>> start SOURCE MATERIAL

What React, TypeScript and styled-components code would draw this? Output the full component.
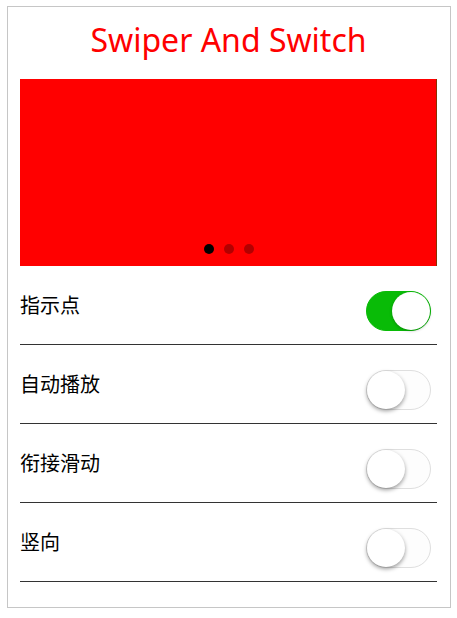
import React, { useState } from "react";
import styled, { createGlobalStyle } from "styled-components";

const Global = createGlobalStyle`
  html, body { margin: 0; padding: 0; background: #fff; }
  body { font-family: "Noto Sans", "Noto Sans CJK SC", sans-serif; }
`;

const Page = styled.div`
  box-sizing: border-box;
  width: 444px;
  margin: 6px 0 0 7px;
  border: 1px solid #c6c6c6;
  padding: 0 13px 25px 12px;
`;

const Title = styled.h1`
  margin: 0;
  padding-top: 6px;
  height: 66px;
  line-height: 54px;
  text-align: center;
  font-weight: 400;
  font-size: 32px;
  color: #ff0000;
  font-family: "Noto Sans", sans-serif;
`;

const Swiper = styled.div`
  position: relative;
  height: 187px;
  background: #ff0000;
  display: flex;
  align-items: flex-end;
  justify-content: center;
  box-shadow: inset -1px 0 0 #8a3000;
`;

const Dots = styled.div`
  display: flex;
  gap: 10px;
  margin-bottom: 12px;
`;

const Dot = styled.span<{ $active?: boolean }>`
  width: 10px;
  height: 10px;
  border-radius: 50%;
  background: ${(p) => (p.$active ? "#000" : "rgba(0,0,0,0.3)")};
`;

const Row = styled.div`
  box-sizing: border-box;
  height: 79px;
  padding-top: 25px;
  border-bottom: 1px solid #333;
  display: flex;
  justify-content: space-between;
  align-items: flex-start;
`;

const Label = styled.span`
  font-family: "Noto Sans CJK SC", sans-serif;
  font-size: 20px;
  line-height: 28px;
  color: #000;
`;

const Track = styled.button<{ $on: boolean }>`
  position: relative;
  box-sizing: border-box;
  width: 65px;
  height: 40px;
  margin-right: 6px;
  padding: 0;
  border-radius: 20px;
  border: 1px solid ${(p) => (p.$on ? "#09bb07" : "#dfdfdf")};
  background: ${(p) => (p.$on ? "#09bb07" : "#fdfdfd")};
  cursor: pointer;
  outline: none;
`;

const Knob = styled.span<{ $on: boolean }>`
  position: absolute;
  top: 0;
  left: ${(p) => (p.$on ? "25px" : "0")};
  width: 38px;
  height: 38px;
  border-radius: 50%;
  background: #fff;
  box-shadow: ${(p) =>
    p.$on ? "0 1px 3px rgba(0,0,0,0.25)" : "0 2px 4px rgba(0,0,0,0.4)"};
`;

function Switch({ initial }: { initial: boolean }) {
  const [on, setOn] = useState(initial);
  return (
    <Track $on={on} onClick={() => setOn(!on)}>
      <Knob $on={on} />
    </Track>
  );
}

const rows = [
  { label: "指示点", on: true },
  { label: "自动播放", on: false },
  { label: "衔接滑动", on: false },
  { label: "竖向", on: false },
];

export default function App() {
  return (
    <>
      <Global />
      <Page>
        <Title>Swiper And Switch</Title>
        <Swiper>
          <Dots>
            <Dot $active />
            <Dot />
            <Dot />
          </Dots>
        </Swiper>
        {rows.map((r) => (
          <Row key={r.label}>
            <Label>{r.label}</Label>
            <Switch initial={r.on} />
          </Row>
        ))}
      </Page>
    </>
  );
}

>> end SOURCE MATERIAL

▶ WHAT YOU ARE ASKED TO DO: List each line holding the string "React".

▶ EXERCISE OUTPUT:
What React, TypeScript and styled-components code would draw this? Output the full component.
import React, { useState } from "react";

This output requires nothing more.